One final point pertains to the sometimes-quoted objection that Jesus said "true worshipers will worship the Father in spirit and truth":

"Sir," the woman said, "I can see that you are a prophet. Our fathers worshiped on this mountain, but you Jews claim that the place where we must worship is in Jerusalem." Jesus declared, "Believe me, woman, a time is coming when you will worship the Father neither on this mountain nor in Jerusalem. You Samaritans worship what you do not know; we worship what we do know, for salvation is from the Jews. Yet a time is coming and has now come when the true worshipers will worship the Father in spirit and truth, for they are the kind of worshipers the Father seeks.

John 4:19-23

The implication of this objection is that worshipping God in ritual and liturgy is somehow contradicting the principle of worshipping him "in spirit and in truth." I'd submit that the point Jesus was making here, when the Samaritan woman brought up the question of worshipping in Jerusalem, was that Jesus was soon to reveal the fulfillment of Old Testament worship (worshipping in truth), which would be centered not on earthly animal sacrifices, but (Hebrews 9:11,24) on the Heavenly Sacrifice of Jesus entering the true tabernacle in heaven (worshipping in spirit).

There is no reason to believe that worshipping "in spirit" means worshipping without ritual or liturgy. If anything, such an assertion smacks of the Gnostic heresy, which taught that:

  • the material was opposed to the spiritual
  • the material world was evil, and so
  • everything material must be rejected.

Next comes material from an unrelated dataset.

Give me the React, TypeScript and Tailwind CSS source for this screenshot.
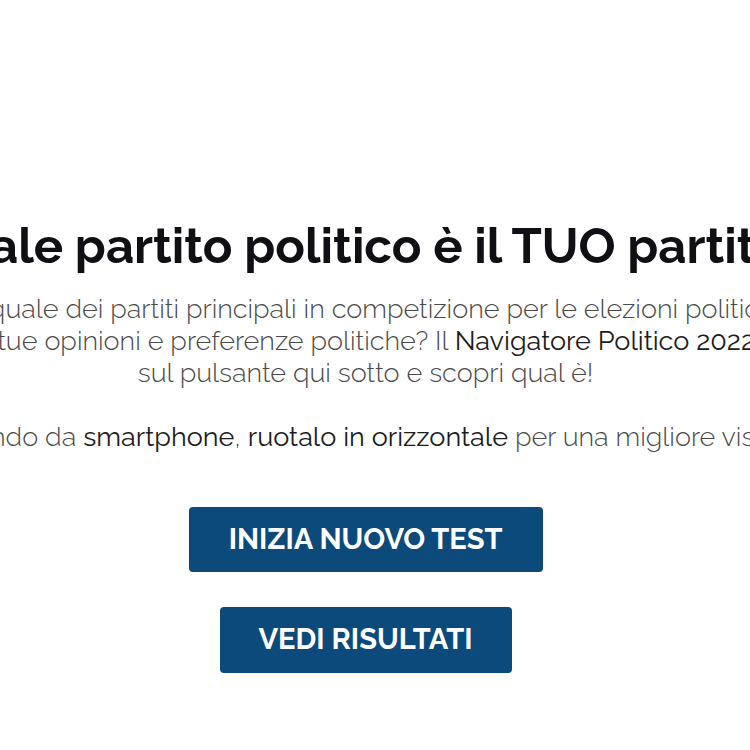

I hope this helps illuminate the Biblical basis for Catholic worship. As I've said, God instructed the Jews very carefully in the rituals He wished them to use in worship. There is no suggestion in the New Testament that God has changed His mind, or that we are no longer to worship using ritual. In fact, Hebrews and Revelation suggest that Christian worship is based on the same symbolism (but glorified in the light of the Resurrection) on which God based the Jewish liturgy.